High accuracy algorithms for approximation of discontinuity lines of a noisy function

We consider the problem of localizing (finding the position of) discontinuity lines of a noisy function of two variables. Such problems arise in image processing, because the boundaries of objects are often discontinuity lines. It is assumed that the function of two variables is smooth in a neighborhood of discontinuity lines and has discontinuity of the first kind at each point of these lines. Instead of the exact function, its approximation in the space $L_2$ and the measurement error level$\delta$ are known. In this case, the problem belongs to the class of nonlinear ill-posed problems, and regularization algorithms should be constructed for its solution. We construct and study regularizing discrete algorithms of averaging “with a turn”. New rules are proposed for choosing regularization parameters and the methods of deriving localization error bounds are improved.
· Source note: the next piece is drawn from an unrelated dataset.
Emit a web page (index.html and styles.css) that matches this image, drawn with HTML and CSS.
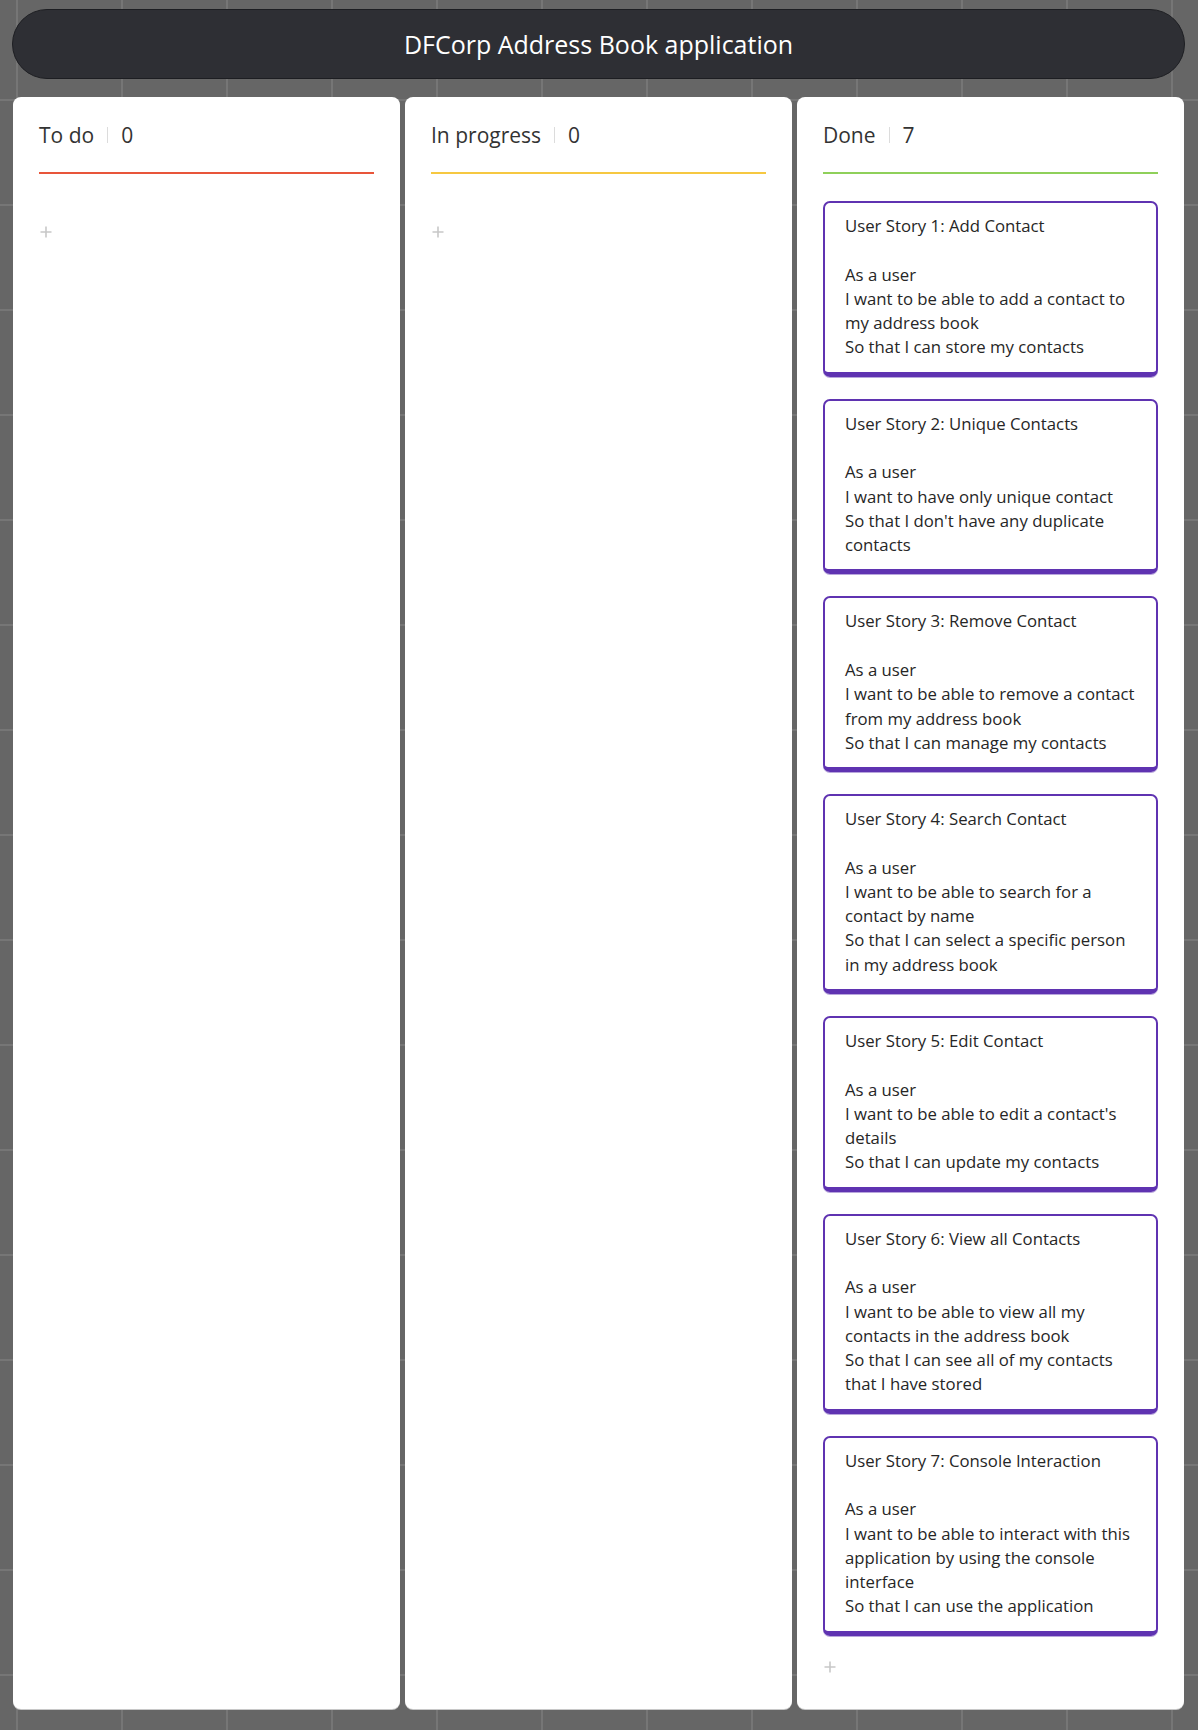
FILE: index.html
```html
<!DOCTYPE html>
<html lang="en">
<head>
<meta charset="utf-8">
<title>DFCorp Address Book application</title>
<link rel="stylesheet" href="styles.css">
</head>
<body>
<div class="page">
  <header class="topbar">
    <h1 class="topbar-title">DFCorp Address Book application</h1>
  </header>
  <main class="board">
    <section class="column">
      <div class="column-head column-head--todo">
        <span class="column-name">To do</span>
        <span class="column-sep"></span>
        <span class="column-count">0</span>
      </div>
      <div class="cards"></div>
      <div class="add"><svg width="12" height="12" viewBox="0 0 12 12"><path d="M6 0.5V11.5M0.5 6H11.5" stroke="#c8c8c8" stroke-width="1.6" fill="none"/></svg></div>
    </section>
    <section class="column">
      <div class="column-head column-head--progress">
        <span class="column-name">In progress</span>
        <span class="column-sep"></span>
        <span class="column-count">0</span>
      </div>
      <div class="cards"></div>
      <div class="add"><svg width="12" height="12" viewBox="0 0 12 12"><path d="M6 0.5V11.5M0.5 6H11.5" stroke="#c8c8c8" stroke-width="1.6" fill="none"/></svg></div>
    </section>
    <section class="column">
      <div class="column-head column-head--done">
        <span class="column-name">Done</span>
        <span class="column-sep"></span>
        <span class="column-count">7</span>
      </div>
      <div class="cards">
        <div class="card">User Story 1: Add Contact

As a user
I want to be able to add a contact to my address book
So that I can store my contacts</div>
        <div class="card">User Story 2: Unique Contacts

As a user
I want to have only unique contact
So that I don't have any duplicate contacts</div>
        <div class="card">User Story 3: Remove Contact

As a user
I want to be able to remove a contact from my address book
So that I can manage my contacts</div>
        <div class="card">User Story 4: Search Contact

As a user
I want to be able to search for a contact by name
So that I can select a specific person in my address book</div>
        <div class="card">User Story 5: Edit Contact

As a user
I want to be able to edit a contact's details
So that I can update my contacts</div>
        <div class="card">User Story 6: View all Contacts

As a user
I want to be able to view all my contacts in the address book
So that I can see all of my contacts that I have stored</div>
        <div class="card">User Story 7: Console Interaction

As a user
I want to be able to interact with this application by using the console interface
So that I can use the application</div>
      </div>
      <div class="add"><svg width="12" height="12" viewBox="0 0 12 12"><path d="M6 0.5V11.5M0.5 6H11.5" stroke="#c8c8c8" stroke-width="1.6" fill="none"/></svg></div>
    </section>
  </main>
</div>
</body>
</html>
```
FILE: styles.css
```css
* { box-sizing: border-box; }

html, body {
  margin: 0;
  padding: 0;
}

body {
  min-height: 1730px;
  font-family: "Open Sans", "Noto Sans", "Liberation Sans", sans-serif;
  color: #2b2b2b;
  background-color: #666666;
  background-image:
    linear-gradient(to right, #767676 2px, transparent 2px),
    linear-gradient(to bottom, #767676 2px, transparent 2px);
  background-size: 105px 105px;
  background-position: 16px 99px;
}

.page {
  padding: 9px 14px 20px 13px;
}

.topbar {
  height: 70px;
  margin: 0 -1px;
  border: 1px solid #1d1e22;
  border-radius: 35px;
  background: #2e2f34;
  display: flex;
  align-items: center;
  justify-content: center;
}

.topbar-title {
  margin: 0;
  font-size: 25px;
  font-weight: 400;
  color: #ffffff;
  line-height: 34px;
}

.board {
  margin-top: 18px;
  display: grid;
  grid-template-columns: repeat(3, 1fr);
  gap: 5px;
  align-items: stretch;
}

.column {
  background: #ffffff;
  border-radius: 8px;
  box-shadow: 0 1px 0 #c8c8c8;
  padding: 0 26px 32px 26px;
}

.column-head {
  display: flex;
  align-items: center;
  padding: 23px 0 22px 0;
  border-bottom: 2px solid #e6553a;
  font-size: 21px;
  line-height: 30px;
  color: #333333;
}

.column-head--todo { border-bottom-color: #e8553a; }
.column-head--progress { border-bottom-color: #f6c841; }
.column-head--done { border-bottom-color: #8fd05a; }

.column-sep {
  width: 1px;
  height: 16px;
  background: #dcdcdc;
  margin: 0 13px;
}

.cards {
  margin-top: 27px;
  display: flex;
  flex-direction: column;
  gap: 22px;
}

.card {
  border: 2px solid #5f33b1;
  border-bottom-width: 5px;
  border-radius: 7px;
  box-shadow: 0 1px 0 #b8a6dc;
  padding: 11px 16px 12px 20px;
  font-size: 16.75px;
  line-height: 1.45;
  color: #262626;
  white-space: pre-line;
}

.add {
  margin-top: 21px;
  height: 20px;
  display: flex;
  align-items: center;
  padding-left: 1px;
}

.add svg { display: block; }
```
Error bounds are found for the localization of singularities of order $O(\delta^{4/3})$ under stricter separability conditions: the separability threshold in the present paper has order $O(\delta^{2/3})$, whereas in the authors' previous papers devoted to this problem the bounds for the localization error and separability threshold have order $O(\delta)$. In addition, the discretization of the algorithms of averaging “with a turn” is investigated theoretically for the first time (conditions on the discretization step are specified).